__TASK REQUIREMENTS__. Return all lines with the word "full" in them.

[Entries with page source code]
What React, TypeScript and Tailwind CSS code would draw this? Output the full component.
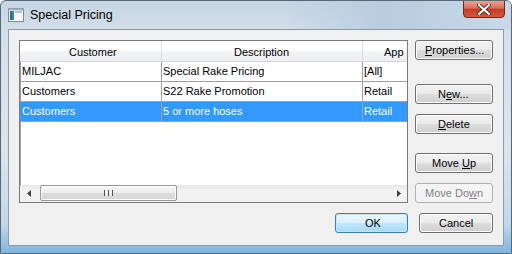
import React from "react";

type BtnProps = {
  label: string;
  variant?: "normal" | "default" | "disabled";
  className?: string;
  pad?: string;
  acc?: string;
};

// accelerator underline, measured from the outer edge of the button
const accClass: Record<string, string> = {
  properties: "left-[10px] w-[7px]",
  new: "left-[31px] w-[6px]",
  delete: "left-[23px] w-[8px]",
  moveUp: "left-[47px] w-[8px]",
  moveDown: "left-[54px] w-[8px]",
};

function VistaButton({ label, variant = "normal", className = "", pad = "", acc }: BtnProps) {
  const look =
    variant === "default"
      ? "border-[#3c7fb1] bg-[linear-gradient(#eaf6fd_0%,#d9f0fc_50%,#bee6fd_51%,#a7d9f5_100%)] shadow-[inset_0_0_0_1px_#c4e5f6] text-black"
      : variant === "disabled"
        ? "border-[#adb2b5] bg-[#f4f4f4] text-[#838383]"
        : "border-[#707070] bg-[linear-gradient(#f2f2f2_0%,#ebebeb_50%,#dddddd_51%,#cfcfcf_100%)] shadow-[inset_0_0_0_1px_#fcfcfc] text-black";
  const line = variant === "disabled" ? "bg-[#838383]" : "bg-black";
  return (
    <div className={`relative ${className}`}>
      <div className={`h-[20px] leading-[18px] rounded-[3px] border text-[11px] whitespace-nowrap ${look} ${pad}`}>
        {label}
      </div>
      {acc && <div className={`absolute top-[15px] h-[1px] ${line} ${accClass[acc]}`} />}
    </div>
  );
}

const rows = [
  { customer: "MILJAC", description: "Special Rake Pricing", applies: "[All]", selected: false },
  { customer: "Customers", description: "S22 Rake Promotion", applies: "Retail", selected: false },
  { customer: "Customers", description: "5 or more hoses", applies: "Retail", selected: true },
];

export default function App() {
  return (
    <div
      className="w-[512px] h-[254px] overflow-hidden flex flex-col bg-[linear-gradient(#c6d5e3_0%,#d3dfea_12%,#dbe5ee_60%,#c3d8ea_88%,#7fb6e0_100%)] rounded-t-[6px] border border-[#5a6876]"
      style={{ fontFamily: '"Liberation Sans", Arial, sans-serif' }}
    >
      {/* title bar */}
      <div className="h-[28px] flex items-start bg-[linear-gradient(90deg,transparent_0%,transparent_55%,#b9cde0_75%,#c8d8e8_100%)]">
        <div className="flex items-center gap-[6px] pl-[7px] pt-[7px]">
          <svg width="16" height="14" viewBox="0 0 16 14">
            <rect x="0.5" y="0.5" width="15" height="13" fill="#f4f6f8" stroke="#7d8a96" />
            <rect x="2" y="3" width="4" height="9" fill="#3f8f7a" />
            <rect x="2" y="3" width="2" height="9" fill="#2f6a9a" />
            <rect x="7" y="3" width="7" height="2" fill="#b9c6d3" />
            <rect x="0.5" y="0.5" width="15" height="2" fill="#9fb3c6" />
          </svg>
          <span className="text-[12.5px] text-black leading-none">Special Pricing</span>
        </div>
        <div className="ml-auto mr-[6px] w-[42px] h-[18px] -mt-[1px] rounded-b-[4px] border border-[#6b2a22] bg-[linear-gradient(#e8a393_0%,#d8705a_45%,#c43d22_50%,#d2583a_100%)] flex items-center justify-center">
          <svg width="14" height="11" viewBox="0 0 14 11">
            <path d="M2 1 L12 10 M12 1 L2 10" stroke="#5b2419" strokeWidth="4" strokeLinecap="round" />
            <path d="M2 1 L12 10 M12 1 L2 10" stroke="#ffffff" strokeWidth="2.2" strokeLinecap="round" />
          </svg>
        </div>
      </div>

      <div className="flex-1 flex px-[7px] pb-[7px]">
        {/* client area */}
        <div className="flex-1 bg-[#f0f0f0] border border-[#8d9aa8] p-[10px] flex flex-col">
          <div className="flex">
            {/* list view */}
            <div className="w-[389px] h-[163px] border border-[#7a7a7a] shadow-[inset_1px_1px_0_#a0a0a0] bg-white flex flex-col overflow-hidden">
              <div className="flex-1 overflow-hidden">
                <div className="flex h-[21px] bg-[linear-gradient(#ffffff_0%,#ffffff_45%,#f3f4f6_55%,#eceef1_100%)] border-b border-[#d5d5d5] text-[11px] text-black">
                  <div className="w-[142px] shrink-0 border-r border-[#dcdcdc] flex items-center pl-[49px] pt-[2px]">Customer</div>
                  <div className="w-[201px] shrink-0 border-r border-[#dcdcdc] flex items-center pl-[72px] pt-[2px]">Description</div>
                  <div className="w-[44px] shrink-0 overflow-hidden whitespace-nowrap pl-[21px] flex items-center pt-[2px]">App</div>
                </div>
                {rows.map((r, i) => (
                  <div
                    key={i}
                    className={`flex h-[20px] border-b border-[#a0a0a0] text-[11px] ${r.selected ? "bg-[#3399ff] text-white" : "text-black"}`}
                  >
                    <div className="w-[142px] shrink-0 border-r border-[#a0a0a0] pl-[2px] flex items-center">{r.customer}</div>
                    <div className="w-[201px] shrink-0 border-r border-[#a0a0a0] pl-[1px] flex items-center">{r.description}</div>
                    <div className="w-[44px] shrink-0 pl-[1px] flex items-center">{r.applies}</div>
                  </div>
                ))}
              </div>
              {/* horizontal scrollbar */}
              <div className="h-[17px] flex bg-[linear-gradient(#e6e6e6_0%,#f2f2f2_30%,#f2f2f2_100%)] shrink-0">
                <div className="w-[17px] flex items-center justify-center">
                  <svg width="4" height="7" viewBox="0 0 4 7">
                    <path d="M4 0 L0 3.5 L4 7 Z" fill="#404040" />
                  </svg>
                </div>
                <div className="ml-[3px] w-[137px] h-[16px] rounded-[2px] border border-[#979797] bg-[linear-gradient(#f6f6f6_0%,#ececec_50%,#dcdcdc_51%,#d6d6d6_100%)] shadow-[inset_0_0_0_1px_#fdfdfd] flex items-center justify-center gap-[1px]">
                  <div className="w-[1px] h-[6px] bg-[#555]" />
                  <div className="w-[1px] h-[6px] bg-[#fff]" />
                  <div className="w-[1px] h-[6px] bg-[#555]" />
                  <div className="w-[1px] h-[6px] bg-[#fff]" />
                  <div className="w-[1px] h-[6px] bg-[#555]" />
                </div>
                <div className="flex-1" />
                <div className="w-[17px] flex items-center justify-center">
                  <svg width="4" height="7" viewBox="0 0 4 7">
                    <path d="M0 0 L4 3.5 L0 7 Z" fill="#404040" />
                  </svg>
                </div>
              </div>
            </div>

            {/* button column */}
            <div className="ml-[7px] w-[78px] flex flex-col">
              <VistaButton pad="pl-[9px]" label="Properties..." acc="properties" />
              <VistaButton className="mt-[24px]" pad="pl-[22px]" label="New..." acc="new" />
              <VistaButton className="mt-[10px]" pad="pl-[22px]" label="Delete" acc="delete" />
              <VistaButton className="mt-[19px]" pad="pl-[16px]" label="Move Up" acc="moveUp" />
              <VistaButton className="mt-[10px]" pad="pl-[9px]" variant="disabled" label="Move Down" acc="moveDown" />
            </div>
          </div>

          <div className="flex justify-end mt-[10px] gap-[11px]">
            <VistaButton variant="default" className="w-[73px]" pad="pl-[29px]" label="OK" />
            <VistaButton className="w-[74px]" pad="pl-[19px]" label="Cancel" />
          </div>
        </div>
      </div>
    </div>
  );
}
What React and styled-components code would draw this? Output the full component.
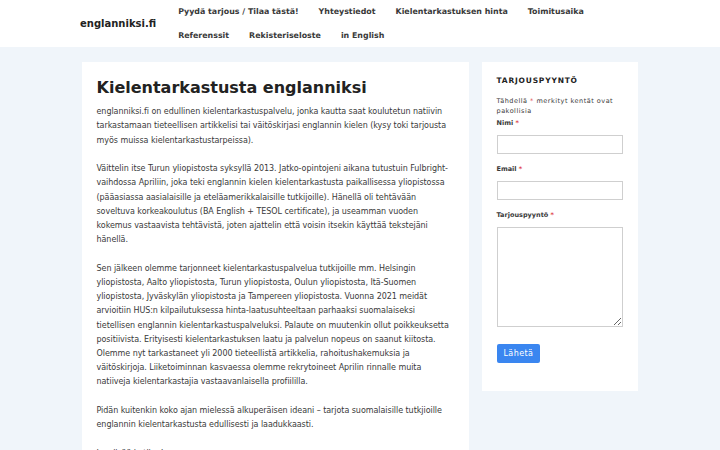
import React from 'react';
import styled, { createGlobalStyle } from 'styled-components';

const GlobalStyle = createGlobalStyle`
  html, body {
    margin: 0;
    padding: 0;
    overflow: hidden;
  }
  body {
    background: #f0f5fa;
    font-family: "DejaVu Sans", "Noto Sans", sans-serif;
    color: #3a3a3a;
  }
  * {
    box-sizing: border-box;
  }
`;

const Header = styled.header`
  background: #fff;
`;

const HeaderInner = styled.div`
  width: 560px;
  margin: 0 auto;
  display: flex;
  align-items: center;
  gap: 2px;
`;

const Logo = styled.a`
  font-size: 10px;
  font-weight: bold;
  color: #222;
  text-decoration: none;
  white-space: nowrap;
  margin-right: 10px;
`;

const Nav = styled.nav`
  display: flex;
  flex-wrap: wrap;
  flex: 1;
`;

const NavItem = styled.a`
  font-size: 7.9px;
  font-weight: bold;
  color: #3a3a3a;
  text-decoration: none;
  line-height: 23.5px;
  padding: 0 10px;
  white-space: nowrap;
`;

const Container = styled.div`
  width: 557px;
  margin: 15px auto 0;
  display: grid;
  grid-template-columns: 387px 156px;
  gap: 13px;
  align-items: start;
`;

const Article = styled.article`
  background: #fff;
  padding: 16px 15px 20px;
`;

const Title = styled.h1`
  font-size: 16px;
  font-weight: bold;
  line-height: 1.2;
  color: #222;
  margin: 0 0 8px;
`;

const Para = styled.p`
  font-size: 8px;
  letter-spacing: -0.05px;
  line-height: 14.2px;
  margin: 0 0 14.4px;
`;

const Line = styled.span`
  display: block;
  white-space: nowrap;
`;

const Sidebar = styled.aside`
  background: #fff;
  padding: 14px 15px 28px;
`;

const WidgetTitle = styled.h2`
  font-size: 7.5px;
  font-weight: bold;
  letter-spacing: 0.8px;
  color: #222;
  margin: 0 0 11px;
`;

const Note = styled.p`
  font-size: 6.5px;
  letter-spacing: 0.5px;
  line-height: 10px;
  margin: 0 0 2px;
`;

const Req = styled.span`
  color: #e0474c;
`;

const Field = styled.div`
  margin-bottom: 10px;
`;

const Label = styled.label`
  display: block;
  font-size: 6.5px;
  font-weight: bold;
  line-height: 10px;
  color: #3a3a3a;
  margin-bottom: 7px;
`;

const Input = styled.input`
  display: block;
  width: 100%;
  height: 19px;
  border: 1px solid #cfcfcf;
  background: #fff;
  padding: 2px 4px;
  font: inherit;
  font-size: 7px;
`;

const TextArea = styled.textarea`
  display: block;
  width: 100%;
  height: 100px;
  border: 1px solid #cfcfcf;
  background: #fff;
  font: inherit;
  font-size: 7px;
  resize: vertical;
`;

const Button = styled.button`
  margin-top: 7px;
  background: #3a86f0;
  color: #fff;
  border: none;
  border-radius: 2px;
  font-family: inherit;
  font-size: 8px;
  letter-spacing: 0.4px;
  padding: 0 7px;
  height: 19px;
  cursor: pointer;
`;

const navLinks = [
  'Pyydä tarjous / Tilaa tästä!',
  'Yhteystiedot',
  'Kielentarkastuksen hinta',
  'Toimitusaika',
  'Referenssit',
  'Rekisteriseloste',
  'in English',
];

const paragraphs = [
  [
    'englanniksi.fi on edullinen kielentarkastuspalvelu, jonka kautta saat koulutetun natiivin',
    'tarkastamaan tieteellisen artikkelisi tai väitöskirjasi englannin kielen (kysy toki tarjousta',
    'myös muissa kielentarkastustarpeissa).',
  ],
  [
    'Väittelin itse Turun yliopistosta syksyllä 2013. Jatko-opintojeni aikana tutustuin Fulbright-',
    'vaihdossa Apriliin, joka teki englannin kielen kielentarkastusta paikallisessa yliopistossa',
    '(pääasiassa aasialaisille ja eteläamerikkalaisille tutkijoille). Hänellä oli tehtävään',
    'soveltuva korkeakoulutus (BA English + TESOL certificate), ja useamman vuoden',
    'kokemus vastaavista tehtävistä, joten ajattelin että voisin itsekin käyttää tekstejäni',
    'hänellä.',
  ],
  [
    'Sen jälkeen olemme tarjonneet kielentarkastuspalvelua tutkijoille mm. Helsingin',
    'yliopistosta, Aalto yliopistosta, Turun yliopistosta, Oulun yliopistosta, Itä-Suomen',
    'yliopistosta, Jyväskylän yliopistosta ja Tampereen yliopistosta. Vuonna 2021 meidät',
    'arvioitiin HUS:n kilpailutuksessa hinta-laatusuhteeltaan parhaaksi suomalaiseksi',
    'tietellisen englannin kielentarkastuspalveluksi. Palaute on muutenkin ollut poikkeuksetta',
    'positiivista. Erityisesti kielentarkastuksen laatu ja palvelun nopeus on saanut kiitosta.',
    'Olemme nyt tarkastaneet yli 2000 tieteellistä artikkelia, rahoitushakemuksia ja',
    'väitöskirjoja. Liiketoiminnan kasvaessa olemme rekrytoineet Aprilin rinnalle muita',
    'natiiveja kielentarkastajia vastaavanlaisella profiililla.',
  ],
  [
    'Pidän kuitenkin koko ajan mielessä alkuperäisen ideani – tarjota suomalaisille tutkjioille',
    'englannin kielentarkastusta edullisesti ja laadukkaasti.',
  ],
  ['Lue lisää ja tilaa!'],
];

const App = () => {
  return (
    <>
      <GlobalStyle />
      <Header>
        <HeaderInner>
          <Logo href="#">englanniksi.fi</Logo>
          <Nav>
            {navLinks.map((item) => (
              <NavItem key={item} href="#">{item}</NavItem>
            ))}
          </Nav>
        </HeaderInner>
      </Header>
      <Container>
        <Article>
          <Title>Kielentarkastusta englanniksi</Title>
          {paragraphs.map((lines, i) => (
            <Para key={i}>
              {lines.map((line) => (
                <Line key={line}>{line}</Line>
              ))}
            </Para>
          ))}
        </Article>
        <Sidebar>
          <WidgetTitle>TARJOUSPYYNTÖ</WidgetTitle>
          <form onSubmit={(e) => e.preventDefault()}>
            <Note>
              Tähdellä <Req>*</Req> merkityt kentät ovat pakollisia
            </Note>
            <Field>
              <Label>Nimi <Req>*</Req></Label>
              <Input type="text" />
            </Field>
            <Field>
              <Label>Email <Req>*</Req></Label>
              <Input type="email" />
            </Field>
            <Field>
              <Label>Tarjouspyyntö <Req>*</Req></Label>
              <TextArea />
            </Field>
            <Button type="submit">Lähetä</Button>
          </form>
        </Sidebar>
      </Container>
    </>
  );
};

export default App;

__SOLUTION__.
What React, TypeScript and Tailwind CSS code would draw this? Output the full component.
What React and styled-components code would draw this? Output the full component.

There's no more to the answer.